Single-Channel Maximum-Likelihood T60 Estimation Exploiting Subband Information
This work addresses incremental improvements in audio signal processing for applications like acoustic characterization, focusing on reducing estimation variance and computational trade-offs.
The authors tackled the problem of estimating reverberation time (T60) from single-channel audio by developing four algorithms that improve upon a baseline maximum-likelihood approach, resulting in lower variance in estimation error for fullband T60 and competitive error for subband T60 compared to fullband estimators.

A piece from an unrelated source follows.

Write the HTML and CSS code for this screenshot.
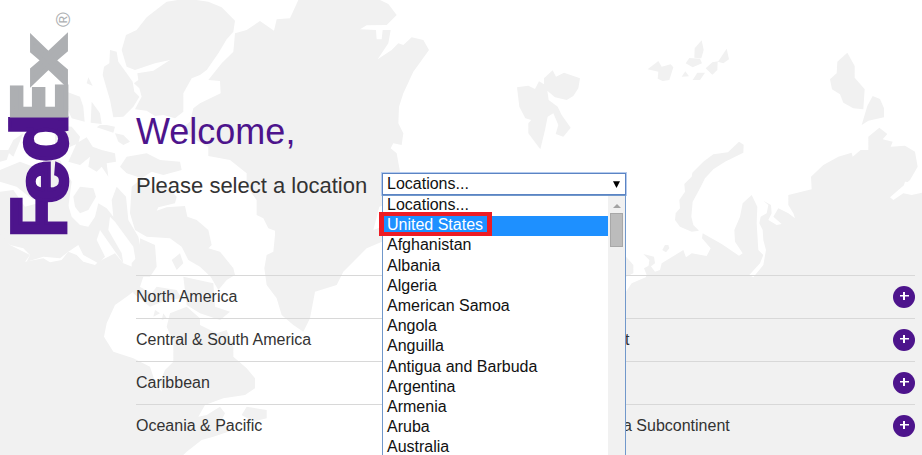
FILE: index.html
```html
<!DOCTYPE html>
<html lang="en">
<head>
<meta charset="utf-8">
<title>FedEx</title>
<link rel="stylesheet" href="styles.css">
</head>
<body>
<svg class="map" width="922" height="455" viewBox="0 0 2766 1365" aria-hidden="true">
  <!-- Greenland -->
  <path class="land" d="M895 0L870 55 830 58 822 92 780 63 740 90 705 100 700 155 665 190 625 240 660 243 662 280 600 310 580 325 570 365 545 385 570 410 625 440 625 468 690 480 740 520 740 560 770 600 770 645 790 655 805 685 825 692 825 705 820 755 800 765 793 805 800 855 830 895 845 945 880 975 910 995 930 955 945 875 1010 855 1030 815 1100 745 1146 725 1146 680 1120 690 1138 620 1200 600 1200 515 1190 460 1172 445 1180 430 1205 435 1210 400 1195 370 1197 320 1210 280 1240 215 1287 150 1270 120 1235 112 1210 135 1195 130 1175 150 1133 178 1165 130 1172 90 1148 90 1145 118 1130 118 1128 90 1080 88 1100 76 1160 75 1190 45 1165 12 1140 0Z"/>
  <!-- Ellesmere and the Arctic islands -->
  <path class="land" d="M500 5L560-4 625 5 665 22 705 62 700 95 680 118 655 160 620 210 600 225 575 235 550 280 550 335 525 355 490 345 465 348 440 332 405 328 425 290 418 265 402 250 415 240 412 220 460 212 510 180 465 190 405 210 380 200 365 150 378 105 410 90 440 52Z"/>
  <path class="land" d="M330 150L350 155 355 185 380 220 398 245 403 275 418 290 400 320 370 350 340 352 330 300 308 225 312 200 328 190ZM265 232L278 258 260 250ZM200 275L240 290 250 320 254 365 215 355 200 320ZM275 305L300 340 305 372 272 368ZM320 375L345 380 340 398 290 382 300 375ZM345 400L370 405 390 425 370 435 355 425ZM165 375L215 380 240 410 235 430 200 445 165 430ZM230 430L260 412 278 440 305 450 345 460 348 485 320 490 325 530 305 500 290 515 265 500 270 470 240 495 205 485ZM380 470L440 460 480 480 540 485 545 510 490 525 455 515 425 535 380 520 360 500ZM240 560L280 565 288 590 265 630 240 640 225 620 220 590ZM0 450L30 450 20 480 0 485ZM70 400L40 470 22 455 40 420ZM130 480L180 480 215 545 205 620 160 640 110 590ZM0 510L60 485 100 500 100 600 50 560 0 545Z"/>
  <!-- Baffin -->
  <path class="land" d="M395 560L420 540 460 570 500 560 530 590 525 610 475 622 470 632 500 622 555 618 562 650 590 660 625 690 635 735 625 745 660 755 700 805 705 825 680 840 655 870 632 830 600 800 565 780 545 740 510 715 440 710 405 690 390 640ZM420 715L465 735 470 800 450 830 395 830 395 790 420 760Z"/>
  <!-- North America -->
  <path class="land" d="M0 575L40 570 75 620 130 605 200 600 215 650 240 675 265 680 285 650 295 610 320 625 340 650 335 600 350 560 378 590 385 660 415 710 425 760 410 800 400 740 345 665 330 650 325 690 365 760 370 790 300 690 290 720 315 770 295 790 250 765 235 735 205 755 180 775 130 770 80 785 90 765 70 745 30 735 0 715Z"/>
  <path class="land" d="M0 700L30 735 90 765 75 785 130 775 150 787 185 780 205 755 230 765 250 785 285 795 295 785 345 760 370 790 400 802 430 790 455 800 430 830 420 860 380 890 345 915 320 970 312 1010 340 1055 400 1075 450 1100 465 1145 485 1175 480 1145 495 1110 520 1085 520 1025 500 980 510 940 560 920 600 955 600 975 650 1000 680 990 700 1040 700 1070 740 1105 765 1135 765 1165 735 1185 670 1195 615 1215 595 1250 620 1245 660 1220 675 1240 660 1270 700 1290 640 1310 605 1320 560 1355 550 1365 0 1365ZM515 780L540 760 550 790 530 810ZM740 1220L800 1230 800 1255 760 1265 725 1245Z"/>
  <path class="land" d="M400 850L455 880 470 860 530 870 545 895 500 900 450 920 400 880ZM465 930L480 940 460 950ZM490 940L500 955 485 960ZM550 830L640 850 645 920 690 935 660 960 600 940 560 915Z"/>
  <!-- Svalbard -->
  <path class="land" d="M1551 262L1585 257 1605 267 1617 244 1632 253 1632 235 1658 211 1668 230 1692 218 1740 235 1735 265 1720 288 1700 300 1665 292 1642 272 1646 300 1673 320 1685 345 1712 383 1690 410 1667 402 1675 375 1660 340 1643 350 1635 390 1621 448 1585 400 1585 370 1594 360 1576 355 1558 320Z"/>
  <!-- Franz Josef Land and Severnaya Zemlya -->
  <path class="land" d="M1943 208L1975 183 1985 200 2012 193 2020 202 2008 240 1988 243 1973 236 1975 215ZM2105 121L2111 150 2104 175 2083 173 2084 145ZM2068 174L2100 176 2106 190 2078 202 2057 190ZM2078 240L2092 218 2115 218 2100 240ZM2045 230L2056 214 2067 229ZM2117 205L2137 187 2155 184 2180 146 2187 178 2170 190 2153 185 2152 210 2137 224Z"/>
  <path class="land" d="M2542 158L2564 198 2564 233 2594 268 2590 328 2560 325 2530 308 2520 283 2496 268 2490 238 2510 220 2512 185ZM2618 288L2640 297 2652 325 2652 352 2605 362 2585 375 2602 318Z"/>
  <!-- Novaya Zemlya -->
  <path class="land" d="M2217 425L2231 434 2230 458 2175 485 2140 508 2115 535 2100 565 2078 605 2074 650 2080 675 2097 692 2075 695 2040 680 2025 660 2027 640 2040 625 2038 600 2055 575 2053 552 2075 530 2077 518 2110 485 2140 463 2184 457Z"/>
  <!-- Eurasia -->
  <path class="land" d="M2365 585L2435 568 2433 530 2470 495 2515 470 2555 458 2558 470 2582 450 2605 450 2605 410 2638 383 2662 402 2648 418 2678 425 2672 440 2715 437 2745 455 2753 500 2730 540 2670 592 2680 600 2710 580 2735 585 2766 578V1365H1878V875L1895 850 1937 832 1940 825 1932 805 1950 795 1965 815 1980 810 1985 790 2050 750 2058 772 2075 760 2120 768 2132 745 2106 715 2108 700 2165 732 2217 767 2228 760 2205 725 2203 690 2220 650 2228 610 2255 585 2272 620 2270 670 2275 750 2290 765 2280 790 2248 825 2260 832 2290 795 2298 750 2290 720 2288 690 2278 670 2282 650 2300 640 2305 615 2290 602 2313 615 2315 640 2305 660 2330 675 2345 672 2320 650 2335 625 2365 640 2385 655 2380 640 2365 615Z"/>
  <path class="sea" d="M2695 582L2710 562 2720 580 2730 565 2712 555 2715 545 2747 548 2745 580 2725 575Z"/>
  <path class="land" d="M1987 750L1995 735 2005 735 2008 745 1998 757ZM1930 762L1962 770 1965 790 1945 805 1948 780ZM1878 770L1900 795 1900 820 1878 830Z"/>
</svg>

<header class="brand">
  <svg class="logo" width="110" height="245" viewBox="0 0 110 245" role="img" aria-label="FedEx">
    <g class="wordmark" transform="translate(67 235) rotate(-90)">
      <text class="fed" transform="translate(-2 -1) scale(.8 .96)">F</text>
      <text class="fed" transform="translate(31.5 0) scale(.94 .9)">e</text>
      <text class="fed" transform="translate(73 0) scale(.97 .95)">d</text>
      <text class="ex heavy" transform="translate(115.5 -1) scale(.65 .95)">E</text>
      <text class="ex heavy" transform="translate(151 -1) scale(1.04 .78)">x</text>
      <text class="reg" x="208" y="3">®</text>
    </g>
  </svg>
</header>

<main class="content">
  <h1 class="title">Welcome,</h1>
  <div class="picker">
    <span class="prompt">Please select a location</span>
    <div class="select">
      <span>Locations...</span>
      <svg width="7" height="7" viewBox="0 0 7 7"><path d="M0 0.3H7L3.5 7Z"/></svg>
      <div class="menu">
        <ul class="options">
          <li>Locations...</li>
          <li class="active">United States</li>
          <li>Afghanistan</li>
          <li>Albania</li>
          <li>Algeria</li>
          <li>American Samoa</li>
          <li>Angola</li>
          <li>Anguilla</li>
          <li>Antigua and Barbuda</li>
          <li>Argentina</li>
          <li>Armenia</li>
          <li>Aruba</li>
          <li>Australia</li>
        </ul>
        <div class="scrollbar">
          <svg width="8" height="4" viewBox="0 0 8 4"><path d="M0 4L4 0L8 4Z"/></svg>
          <div class="thumb"></div>
        </div>
        <div class="callout"></div>
      </div>
    </div>
  </div>
  <div class="regions">
    <div class="region"><span>North America</span><span></span><b class="plus"></b></div>
    <div class="region"><span>Central &amp; South America</span><span>t</span><b class="plus"></b></div>
    <div class="region"><span>Caribbean</span><span></span><b class="plus"></b></div>
    <div class="region"><span>Oceania &amp; Pacific</span><span class="sub">a Subcontinent</span><b class="plus"></b></div>
  </div>
</main>
</body>
</html>
```

FILE: styles.css
```css
* { box-sizing: border-box; }
body {
  margin: 0;
  width: 922px;
  height: 455px;
  overflow: hidden;
  position: relative;
  display: flex;
  background: #fff;
  color: #333;
  font: 16px "Liberation Sans", Arial, sans-serif;
}
.map { position: absolute; left: 0; top: 0; z-index: -1; }
.land { fill: #f1f1f1; }
.sea { fill: #fff; }
.brand { width: 136px; flex: none; }
.logo { display: block; overflow: visible; }
.wordmark text { font-family: "Liberation Sans", Arial, sans-serif; font-weight: 700; font-size: 82px; }
.wordmark .fed { fill: #4d148c; stroke: #4d148c; stroke-width: 4px; }
.wordmark .ex { fill: #adafb2; stroke: #adafb2; stroke-width: 3px; }
.wordmark .heavy { stroke-width: 5px; }
.wordmark .reg { fill: #adafb2; font-size: 20px; font-weight: 400; }
.content { width: 779px; padding-top: 111px; }
.title { margin: 0; font-size: 36px; line-height: 42px; font-weight: 400; color: #4d148c; }
.picker { display: flex; margin-top: 20px; height: 102px; }
.prompt { width: 246px; font-size: 22px; line-height: 26px; white-space: nowrap; }
.select {
  position: relative;
  width: 244px;
  height: 22px;
  display: flex;
  align-items: center;
  justify-content: space-between;
  padding: 0 5px 0 4px;
  background: #fff;
  border: 1px solid #5b84c4;
  box-shadow: 0 0 0 1px #b5cbed;
  color: #111;
  line-height: 20px;
}
.menu {
  position: absolute;
  left: -1px;
  top: 21px;
  width: 244px;
  height: 280px;
  display: flex;
  background: #fff;
  border: 1px solid #7198cb;
  z-index: 2;
}
.options { flex: 1; margin: 0; padding: 0; list-style: none; }
.options li { height: 20.2px; line-height: 17.4px; padding-left: 4px; }
.options .active { background: #1e90ff; color: #fff; }
.scrollbar { width: 17px; background: #f1f1f1; display: flex; flex-direction: column; align-items: center; padding-top: 8px; }
.scrollbar svg { fill: #a3a3a3; flex: none; }
.thumb { width: 13px; height: 34px; margin-top: 5px; background: #bcbcbc; border: 1px solid #a8a8a8; }
.callout { position: absolute; left: -4px; top: 16px; width: 113px; height: 24px; border: 4px solid #ed1c24; border-left-width: 5px; border-right-width: 5px; }
.region { display: flex; align-items: center; height: 43px; border-top: 1px solid #d8d8d8; }
.region span:first-child { width: 489px; }
.region span:nth-child(2) { flex: 1; }
.region .sub { margin-left: -2px; }
.plus {
  width: 22px;
  height: 22px;
  border-radius: 50%;
  background: linear-gradient(#fff, #fff) 7px 9px / 9px 1.5px no-repeat, linear-gradient(#fff, #fff) 10px 6px / 2px 8px no-repeat, #4d148c;
}
```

This contribution presents four algorithms developed by the authors for single-channel fullband and subband T60 estimation within the ACE challenge. The blind estimation of the fullband reverberation time (RT) by maximum-likelihood (ML) estimation based on [15] is considered as baseline approach. An improvement of this algorithm is devised where an energy-weighted averaging of the upper subband RT estimates is performed using either a DCT or 1/3-octave filter-bank. The evaluation results show that this approach leads to a lower variance for the estimation error in comparison to the baseline approach at the price of an increased computational complexity. Moreover, a new algorithm to estimate the subband RT is devised, where the RT estimates for the lower octave subbands are extrapolated from the RT estimates of the upper subbands by means of a simple model for the frequency-dependency of the subband RT. The evaluation results of the ACE challenge reveal that this approach allows to estimate the subband RT with an estimation error which is in a similar range as for the presented fullband RT estimators.